Directions for this task — Retype all material exactly. Pictures stay out of the copy.

Dataset —
● ● ●

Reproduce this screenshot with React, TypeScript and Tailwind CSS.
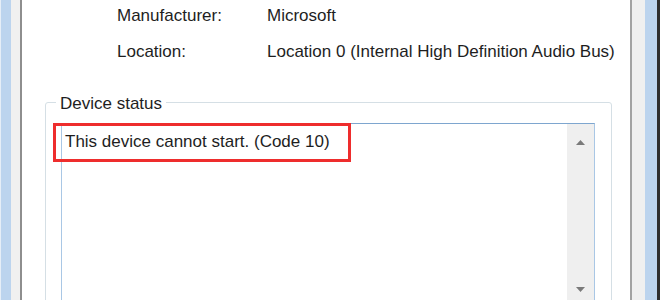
export default function App() {
    const font = { fontFamily: '"Liberation Sans", Arial, sans-serif' }

    return (
        <div className="relative flex h-[300px] w-[660px] overflow-hidden bg-white text-[17px] leading-[20px] text-[#1e1e1e]" style={font}>
            {/* left window frame */}
            <div className="w-[1px] bg-[#e6eef7]" />
            <div className="w-[10px] bg-[#bcd4ee]" />
            <div className="w-[9px] bg-[#f0f0f0]" />
            <div className="w-[2px] bg-[#8e8e8e]" />

            {/* dialog page */}
            <div className="flex flex-1 flex-col bg-white">
                <div className="grid grid-cols-[150px_1fr] gap-y-[16px] pl-[95px] pt-[6px]">
                    <span>Manufacturer:</span>
                    <span>Microsoft</span>
                    <span>Location:</span>
                    <span>Location 0 (Internal High Definition Audio Bus)</span>
                </div>

                <fieldset className="ml-[23px] mr-[18px] mt-[29px] flex-1 rounded-[3px] border border-[#d5dfe5]">
                    <legend className="ml-[10px] px-[4px] pt-[3px]">Device status</legend>
                    <div className="ml-[15px] mr-[16px] mt-[9px] flex h-[200px] border border-[#a9c7e5] border-t-[#7ea6cf]">
                        <div className="flex-1 pl-[3px] pt-[8px]">This device cannot start. (Code 10)</div>
                        <div className="flex w-[27px] flex-col items-center justify-between bg-[#efefef] pb-[30px] pt-[16px]">
                            <svg width="9" height="5" viewBox="0 0 9 5">
                                <path d="M0 5 L4.5 0 L9 5 Z" fill="#7a7a7a" />
                            </svg>
                            <svg width="9" height="5" viewBox="0 0 9 5">
                                <path d="M0 0 L9 0 L4.5 5 Z" fill="#7a7a7a" />
                            </svg>
                        </div>
                    </div>
                </fieldset>
            </div>

            {/* right window frame */}
            <div className="w-[2px] bg-[#a3a3a3]" />
            <div className="w-[13px] bg-[#f0f0f0]" />
            <div className="w-[12px] bg-[#bcd4ee]" />
            <div className="w-[3px] bg-[#2e2e2e]" />

            {/* red highlight annotation */}
            <div className="absolute left-[53px] top-[123px] h-[39px] w-[298px] border-[3px] border-[#ee2d2d]" />
        </div>
    )
}
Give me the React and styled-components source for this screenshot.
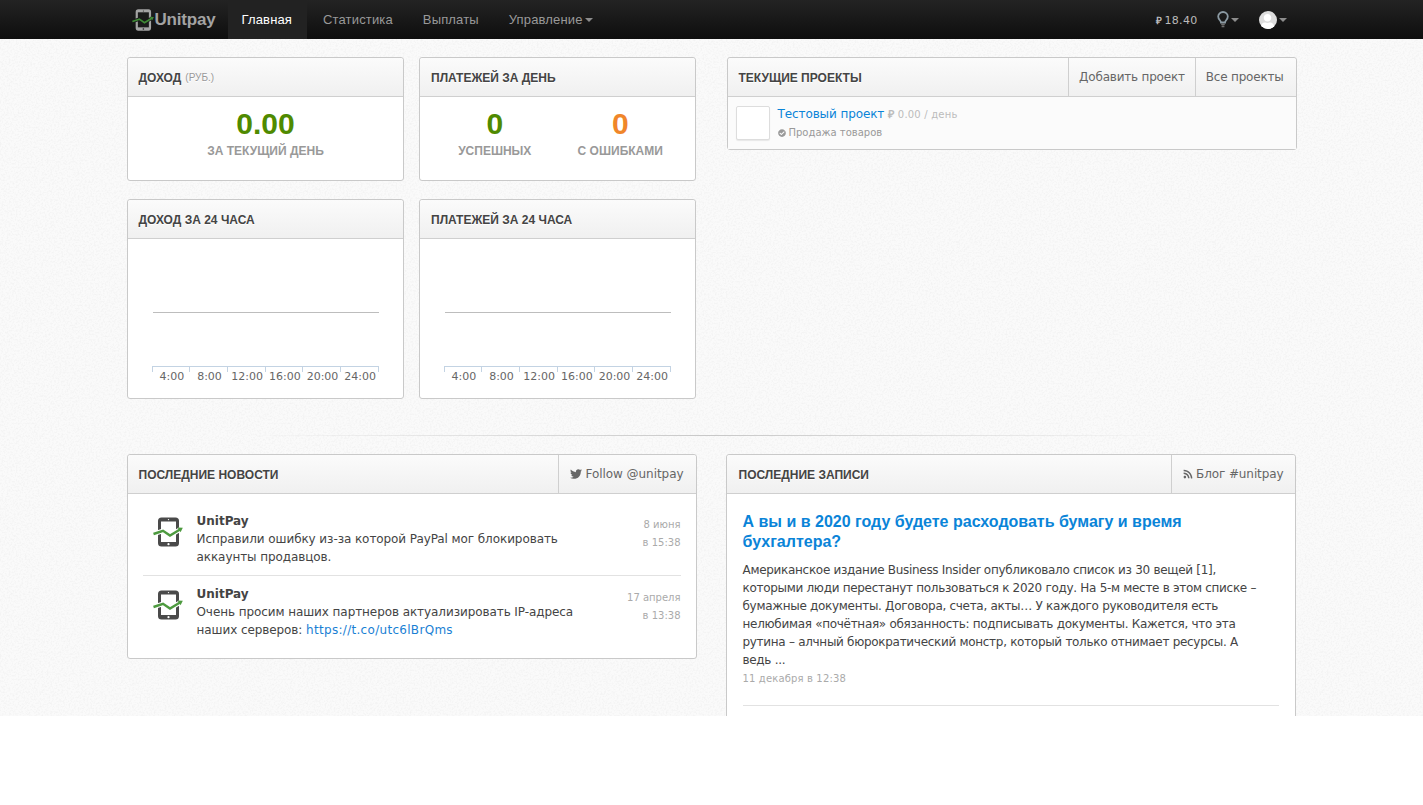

● ● ●

The response —
Reproduce this screenshot with React, TypeScript and Tailwind CSS.
export default function App() {
    const font = { fontFamily: '"Liberation Sans", Arial, sans-serif' }

    return (
        <div className="relative flex h-[300px] w-[660px] overflow-hidden bg-white text-[17px] leading-[20px] text-[#1e1e1e]" style={font}>
            {/* left window frame */}
            <div className="w-[1px] bg-[#e6eef7]" />
            <div className="w-[10px] bg-[#bcd4ee]" />
            <div className="w-[9px] bg-[#f0f0f0]" />
            <div className="w-[2px] bg-[#8e8e8e]" />

            {/* dialog page */}
            <div className="flex flex-1 flex-col bg-white">
                <div className="grid grid-cols-[150px_1fr] gap-y-[16px] pl-[95px] pt-[6px]">
                    <span>Manufacturer:</span>
                    <span>Microsoft</span>
                    <span>Location:</span>
                    <span>Location 0 (Internal High Definition Audio Bus)</span>
                </div>

                <fieldset className="ml-[23px] mr-[18px] mt-[29px] flex-1 rounded-[3px] border border-[#d5dfe5]">
                    <legend className="ml-[10px] px-[4px] pt-[3px]">Device status</legend>
                    <div className="ml-[15px] mr-[16px] mt-[9px] flex h-[200px] border border-[#a9c7e5] border-t-[#7ea6cf]">
                        <div className="flex-1 pl-[3px] pt-[8px]">This device cannot start. (Code 10)</div>
                        <div className="flex w-[27px] flex-col items-center justify-between bg-[#efefef] pb-[30px] pt-[16px]">
                            <svg width="9" height="5" viewBox="0 0 9 5">
                                <path d="M0 5 L4.5 0 L9 5 Z" fill="#7a7a7a" />
                            </svg>
                            <svg width="9" height="5" viewBox="0 0 9 5">
                                <path d="M0 0 L9 0 L4.5 5 Z" fill="#7a7a7a" />
                            </svg>
                        </div>
                    </div>
                </fieldset>
            </div>

            {/* right window frame */}
            <div className="w-[2px] bg-[#a3a3a3]" />
            <div className="w-[13px] bg-[#f0f0f0]" />
            <div className="w-[12px] bg-[#bcd4ee]" />
            <div className="w-[3px] bg-[#2e2e2e]" />

            {/* red highlight annotation */}
            <div className="absolute left-[53px] top-[123px] h-[39px] w-[298px] border-[3px] border-[#ee2d2d]" />
        </div>
    )
}
Give me the React and styled-components source for this screenshot.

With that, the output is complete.